[Provided data]
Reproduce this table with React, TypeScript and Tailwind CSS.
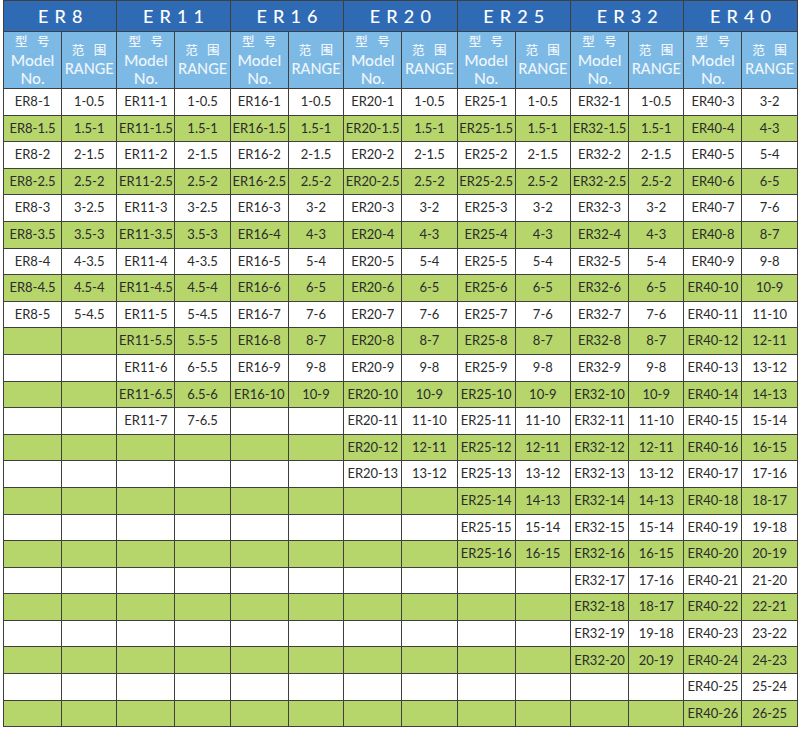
import React from "react";

// Collet groups and their nominal sizes
type Group = { name: string; sizes: number[]; fineStep: boolean };

const range = (from: number, to: number) =>
  Array.from({ length: to - from + 1 }, (_, i) => from + i);

const GROUPS: Group[] = [
  { name: "ER8", sizes: [1, 1.5, 2, 2.5, 3, 3.5, 4, 4.5, 5], fineStep: true },
  { name: "ER11", sizes: [1, 1.5, 2, 2.5, 3, 3.5, 4, 4.5, 5, 5.5, 6, 6.5, 7], fineStep: true },
  { name: "ER16", sizes: [1, 1.5, 2, 2.5, ...range(3, 10)], fineStep: false },
  { name: "ER20", sizes: [1, 1.5, 2, 2.5, ...range(3, 13)], fineStep: false },
  { name: "ER25", sizes: [1, 1.5, 2, 2.5, ...range(3, 16)], fineStep: false },
  { name: "ER32", sizes: [1, 1.5, 2, 2.5, ...range(3, 20)], fineStep: false },
  { name: "ER40", sizes: range(3, 26), fineStep: false },
];

const ROWS = 24;

function lower(size: number, fineStep: boolean) {
  if (fineStep || size < 3) return size - 0.5;
  return size - 1;
}

const border = "border border-[#3f3f3f]";

export default function App() {
  return (
    <div className="h-[729px] w-[800px] bg-white pl-[3px] font-['Lato','Noto_Sans_CJK_SC',sans-serif]">
      <table className="w-[794px] table-fixed border-collapse text-center">
        <colgroup>
          {GROUPS.map((g) => (
            <React.Fragment key={g.name}>
              <col className="w-[58px]" />
              <col className="w-[55.4px]" />
            </React.Fragment>
          ))}
        </colgroup>
        <thead>
          <tr className="h-[31px] bg-[#2f6bb5]">
            {GROUPS.map((g) => (
              <th
                key={g.name}
                colSpan={2}
                className={`${border} pl-[6px] text-[18px] font-medium tracking-[0.34em] text-white`}
              >
                {g.name}
              </th>
            ))}
          </tr>
          <tr className="h-[57px] bg-[#7db9e5] text-[#eef6fc]">
            {GROUPS.map((g) => (
              <React.Fragment key={g.name}>
                <th className={`${border} p-0 font-medium leading-[18px]`}>
                  <div className="pl-[9px] text-[12.5px] tracking-[0.75em]">型号</div>
                  <div className="text-[15.5px]">Model</div>
                  <div className="text-[15.5px]">No.</div>
                </th>
                <th className={`${border} p-0 font-medium leading-[18px]`}>
                  <div className="pl-[9px] text-[12.5px] tracking-[0.75em]">范围</div>
                  <div className="text-[14.5px]">RANGE</div>
                </th>
              </React.Fragment>
            ))}
          </tr>
        </thead>
        <tbody className="text-[13px] text-[#2b2b2b]">
          {Array.from({ length: ROWS }, (_, r) => (
            <tr
              key={r}
              className={`h-[26.6px] ${r % 2 === 1 ? "bg-[#b6d56b]" : "bg-white"}`}
            >
              {GROUPS.map((g) => {
                const s = g.sizes[r];
                return (
                  <React.Fragment key={g.name}>
                    <td className={`${border} p-0 whitespace-nowrap`}>
                      {s !== undefined ? `${g.name}-${s}` : ""}
                    </td>
                    <td className={`${border} p-0 whitespace-nowrap`}>
                      {s !== undefined ? `${s}-${lower(s, g.fineStep)}` : ""}
                    </td>
                  </React.Fragment>
                );
              })}
            </tr>
          ))}
        </tbody>
      </table>
    </div>
  );
}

[Exercise description] Everything from the first line of the listing above through the line that contains "string; sizes: number[];" is to be restated word for word, minus the pictures.

[Solved problem]
Reproduce this table with React, TypeScript and Tailwind CSS.
import React from "react";

// Collet groups and their nominal sizes
type Group = { name: string; sizes: number[]; fineStep: boolean };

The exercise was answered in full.